Today’s healthcare organizations face multiple issues related to such areas as finding and keeping staff, improving customer service, and developing a higher level of customer base occupancy or census. Attacking those particular problems to create sustained ongoing measurable improvement requires a team approach—one with a plan. An essential component of the plan is the executive’s role in such a team-based improvement initiative.

The executive should never underestimate his or her organizational impact. Keep in mind that “senior leaders (do indeed) have tremendous impact.” (“Is Your Leadership Getting Through?”) The person in charge of the organization, the CEO or COO, needs to be the person who guides and supports the team. “The most successful teams have strong upper management support... Lack of [such] management support is the number one cause of team failure.” (Harrington-Mackin)

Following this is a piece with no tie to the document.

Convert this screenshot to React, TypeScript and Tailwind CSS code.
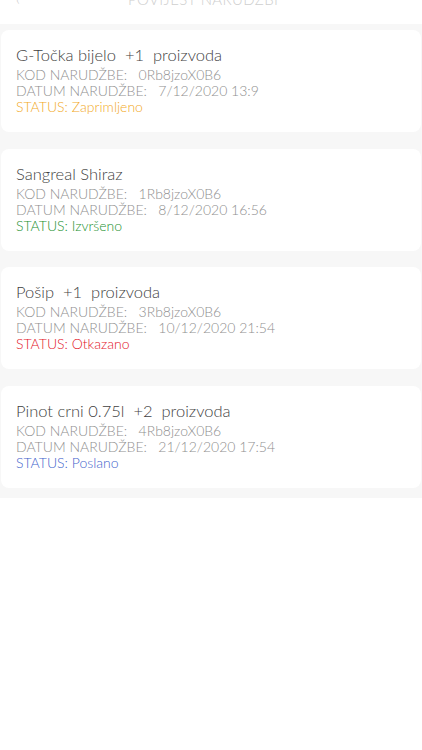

Supporting the team means simply that: offering support and guidance. It does not mean becoming intimately involved in the sub-team activities or getting mired in the day-to-day minutia that accompanies a team-based improvement initiative. The executive must provide overall spiritual guidance, if you will, or facilitation for the effort. This is the person who makes sure the meetings happen, that clearly defined roles and responsibilities are assigned, and that purposeful outcomes occur. Public relations issues, meeting minutes, logistics, binders or manuals, coffee and rolls, outcome documents, publications, and scorecards must be left to team members.

Leading the charge up the hill does not mean the executive is the only one that will take up a sword for the cause, the only one who will go down in battle. The leader needs to command the troops who will feed all the horses, load all the cannons, make sure there’s enough food for the troops, row the boats across the water, and set up all the meetings and strategy conversations before the next battle. “The success of any improvement strategy is tied to the extent that leadership is aligned” with the strategy and its proper implementation” by the team. (“Turning Management Sympathy into Visible Support”)

The executive also should be the celebration expert for successes, both large and small. His or her involvement as a guiding force and cheerleader is crucial. The leadership needs to set an unmistakable tone that says, “We’re going to do a great job and fix this problem. And nothing’s going to stand in our way.”

Defining the executive’s role in strategy, cheerleading, governance, and overall outcome is of vital importance to success. Being tied up in the daily minute running of the team and its tasks is not. The key people on the team make the initiative work. Executive support must be “demonstrated by the CEO’s commitment to the team process and expressed confidence that success is achievable.” (Harrington-Mackin)

Works Cited

Harrington-Mackin, Deborah, The Team Building Took Kit. New York: American Management Association. 1994.

 

“Is Your Leadership Getting Through.” Behavioral Science Technology, Inc Perspectives in Behavioral Performance Improvement, September 2002. February 2004.

 

“Turning Management Sympathy into Visible Support.” Behavioral Science Technology, Inc Behavior-Based Business Solutions from BST, Inc., December 2002. February 2004.